Choose the approach that makes sense for your situation and team.

One More Feature: MIDI Fader Control

I didn’t show this in the video because I didn’t have access to it at the time, but Mixing Station Anywhere supports MIDI fader control. Using Chrome, you can connect a MIDI controller like a Behringer X-Touch and get actual tactile fader control while mixing remotely.

If you’re someone who really prefers physical faders over a mouse (and let’s be honest, most audio engineers do), this is kind of a big deal.

My Takeaway After Mixing Remotely

After mixing Rock Harbor’s service with Mixing Station Anywhere, here’s my honest assessment: This is the smoothest remote broadcast workflow I’ve used.

No complicated VPN setup. No laggy remote desktop sessions. Limited risk to your front-of-house mix if you set it up correctly. It’s fast, it’s clean, and it just works.

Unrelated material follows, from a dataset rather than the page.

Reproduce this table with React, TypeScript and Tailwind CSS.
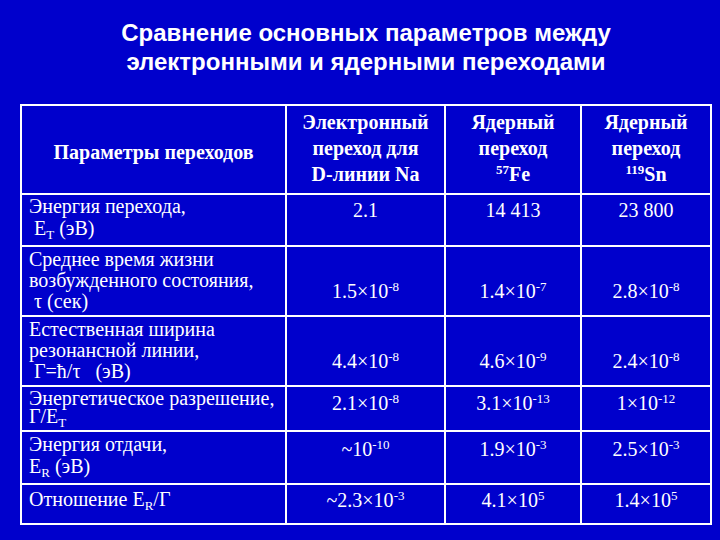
import React from 'react';

const Sup = ({ children }: { children: React.ReactNode }) => (
  <sup className="text-[13px] top-[-0.55em]">{children}</sup>
);

const Sub = ({ children }: { children: React.ReactNode }) => (
  <sub className="text-[13px] bottom-[-0.3em]">{children}</sub>
);

const cell = 'bg-[#0000cc] text-white';
const left = `${cell} pl-[7px] text-[20px] whitespace-nowrap`;
const val = `${cell} text-center text-[20px] leading-[22px]`;
const head = `${cell} text-center font-bold text-[20px] leading-[26px]`;

const App: React.FC = () => {
  return (
    <div className="w-[720px] h-[540px] bg-[#0000cc] overflow-hidden">
      {/* Title */}
      <div className="pt-[18px] pl-[20px] pr-[8px] text-center text-white font-bold text-[24px] leading-[29px] [font-family:Liberation_Sans,Arial,sans-serif]">
        <div>Сравнение основных параметров между</div>
        <div>электронными и ядерными переходами</div>
      </div>

      {/* Table */}
      <div className="mt-[28px] ml-[20px] w-[692px] grid grid-cols-[263px_157px_134px_128px] grid-rows-[87px_50px_68px_68px_43px_51px_38px] gap-[2px] p-[2px] bg-white [font-family:Liberation_Serif,serif]">
        {/* header */}
        <div className={`${head} pt-[33px]`}>Параметры переходов</div>
        <div className={`${head} pt-[3px]`}>
          <div>Электронный</div>
          <div>переход для</div>
          <div>D-линии Na</div>
        </div>
        <div className={`${head} pt-[3px]`}>
          <div>Ядерный</div>
          <div>переход</div>
          <div><Sup>57</Sup>Fe</div>
        </div>
        <div className={`${head} pt-[3px]`}>
          <div>Ядерный</div>
          <div>переход</div>
          <div><Sup>119</Sup>Sn</div>
        </div>

        {/* row 1 */}
        <div className={`${left} leading-[22px]`}>
          <div>Энергия перехода,</div>
          <div>&nbsp;E<Sub>T</Sub> (эВ)</div>
        </div>
        <div className={`${val} pt-[4px]`}>2.1</div>
        <div className={`${val} pt-[4px]`}>14 413</div>
        <div className={`${val} pt-[4px]`}>23 800</div>

        {/* row 2 */}
        <div className={`${left} leading-[21px] pt-[2px]`}>
          <div>Среднее время жизни</div>
          <div>возбужденного состояния,</div>
          <div>&nbsp;τ (сек)</div>
        </div>
        <div className={`${val} pt-[33px]`}>1.5×10<Sup>-8</Sup></div>
        <div className={`${val} pt-[33px]`}>1.4×10<Sup>-7</Sup></div>
        <div className={`${val} pt-[33px]`}>2.8×10<Sup>-8</Sup></div>

        {/* row 3 */}
        <div className={`${left} leading-[21px] pt-[2px]`}>
          <div>Естественная ширина</div>
          <div>резонансной линии,</div>
          <div className="whitespace-pre"> Γ=ħ/τ   (эВ)</div>
        </div>
        <div className={`${val} pt-[33px]`}>4.4×10<Sup>-8</Sup></div>
        <div className={`${val} pt-[33px]`}>4.6×10<Sup>-9</Sup></div>
        <div className={`${val} pt-[33px]`}>2.4×10<Sup>-8</Sup></div>

        {/* row 4 */}
        <div className={`${left} leading-[18px] pt-[2px]`}>
          <div>Энергетическое разрешение,</div>
          <div>Г/E<Sub>T</Sub></div>
        </div>
        <div className={`${val} pt-[5px]`}>2.1×10<Sup>-8</Sup></div>
        <div className={`${val} pt-[5px]`}>3.1×10<Sup>-13</Sup></div>
        <div className={`${val} pt-[5px]`}>1×10<Sup>-12</Sup></div>

        {/* row 5 */}
        <div className={`${left} leading-[22px] pt-[1px]`}>
          <div>Энергия отдачи,</div>
          <div>E<Sub>R</Sub> (эВ)</div>
        </div>
        <div className={`${val} pt-[6px]`}>~10<Sup>-10</Sup></div>
        <div className={`${val} pt-[6px]`}>1.9×10<Sup>-3</Sup></div>
        <div className={`${val} pt-[6px]`}>2.5×10<Sup>-3</Sup></div>

        {/* row 6 */}
        <div className={`${left} leading-[22px] pt-[3px]`}>
          <div>Отношение E<Sub>R</Sub>/Г</div>
        </div>
        <div className={`${val} pt-[4px]`}>~2.3×10<Sup>-3</Sup></div>
        <div className={`${val} pt-[4px]`}>4.1×10<Sup>5</Sup></div>
        <div className={`${val} pt-[4px]`}>1.4×10<Sup>5</Sup></div>
      </div>
    </div>
  );
};

export default App;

Could this be a game-changer for churches dealing with volunteer shortages? Absolutely. Could it help when your normal mixer is sick or out of town? Definitely. Could it allow you to have an experienced audio engineer dial in your broadcast even if they can’t physically be at your campus? Yes.

Mixing Station Anywhere isn’t going to replace having someone physically present for every situation, but it’s an incredibly powerful tool that solves real problems churches are facing with their broadcast teams.

If your church is struggling with consistent livestream mixing or you’re constantly scrambling to find someone who can run your broadcast, Mixing Station Anywhere is worth a serious look.